When Carlo was two years old, I drew two circles and an egg on a piece of paper. “Circle” and “egg”. When kids are two years old, it’s important that you stick to two-syllable words.
I asked him to point out which one was different. He pointed to the egg.
“Good,” I said. “ The others are circles, and this one is an …?”
“Po-ta-to,” he said.
Oh well, he was always ahead of his time.
S-turns across the road are barely touched on, if not skipped, in primary flight training. A pity, since ground reference manoeuvres are more fun than golf or sex.
Actually, I don’t do golf, so I could be wrong. About golf.
Ground reference manoeuvres punch home an advanced, esoteric skill – flying by looking out the window.
Fledgling pilots think flying is punching buttons on the autopilot (now gender-neutered as “Flight Management Computer”), staring with glazed eyes at glass screens inside the cockpit.
The truth is brutal: Nearly all general aviation flying, from primary training to ascension to heaven, is visual.
And unless you are an airline pilot rated for full-coupled Cat III instrument approaches in zero-zero weather at London Heathrow, you can only land by looking out the window.
Pilots who don’t look out the window will never learn to fly even just straight and level. Nor will they ever spot the Red Baron coming out of the sun, Spandaus spitting fire. Heck, the Red Baron didn’t even have cockpit windows!
Day before Fathers Day. On the ground, mechanics and pilots leaned against a 19-knot surface wind.
To their credit, Clark Aviation and Omni Aviation students were challenging the wind with touch and gos.
PAL Aviation School pilots, grounded when the wind exceeds 12 knots, were probably doing touch and gos with FHM magazines in their barracks.
Airborne over Charlie Four, Carlo lined up on the arrow-straight road from Magalang to Mexico (the town in Central Luzon, not el pais de Speedy Gonzalez). The wind came “from somewhere on the right”. His brief was to fly a perfect circle.
You can’t ignore wind in a light airplane. If you go into a shallow bank to the left, the wind pushes you out.
You belatedly tighten the turn by banking steeper, and maybe resort to the age-old tactic of cheating with a little more left rudder . . . .
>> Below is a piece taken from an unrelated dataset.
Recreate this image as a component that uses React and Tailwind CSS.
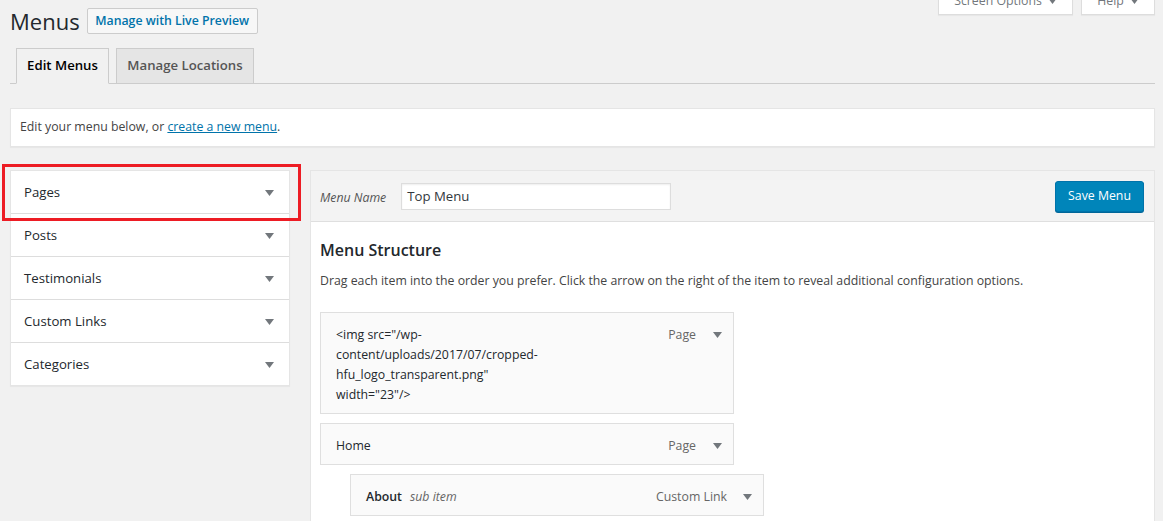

. . . But that’s the worst thing to do, because you should shallow your bank instead as you fight back into the wind. Otherwise, you end up with a “9” instead of a “O”.
Carlo kicked off a 45-degree steep turn (this is where neophytes and airline pilots start feeling their stomachs, and coffee cups slop over in airline cabins), quickly bringing the airplane around in a half circle, before the wind could screw him up.
Then he shallowed his bank as the airplane’s nose swept from north to west to south.
This is his GPS track.
He rolled to the right for an opposing turn, and chuckling turned to dismay as he drew a potato!
He was not tight enough at the start, and too tight at the end. He never got back to the road.
The key is is look at the ground, imagine the desired track, and fly the airplane over that visualized track, constantly adjusting bank angle to tack and flow with the wind.
Now thoroughly intrigued, Carlo went into a more challenging series of S-turns, stitching the road with identical radii intestines . . . .
. . . Then zipping the stitches shut with a straight run to the southeast, crabbing into the wind just enough to track exactly on the road.
You can’t do this with navigational instruments. Even if there were navaids in the area, VORs and beacons are simply too imprecise to keep your track within a few feet of your desired course.
Only the human eyeball, and a brain, can do this.
I had my own shot at it. Like Father, like Son — I screwed up my own second 360-degree turn.
I was happier with my S-turns, tight and symmetrical. I reviewed these GPS tracks at home, and when I saw my track over the road I really felt good.
My inbound (blue) and outbound (yellow) tracks were nearly identical. All I had done in flight was to crank in a wind correction angle that kept the road at the same place on my windshield.
A student of maneuvering flight need only spend 30 minutes on this on a windy day to understand the key concepts of what heading to take to true up a course line, and how to track that course in wind.
What’s the point, you ask?
Well, any visual pattern is a ground reference maneuver. Think about the mess we make flying downwind and turns to base and final as we ignore the wind.
You’d be surprised by how many pilot candidates go into panel interviews for airline job openings, then get bushwacked by the very first question:
"Tell me the difference between Heading, Course and Track."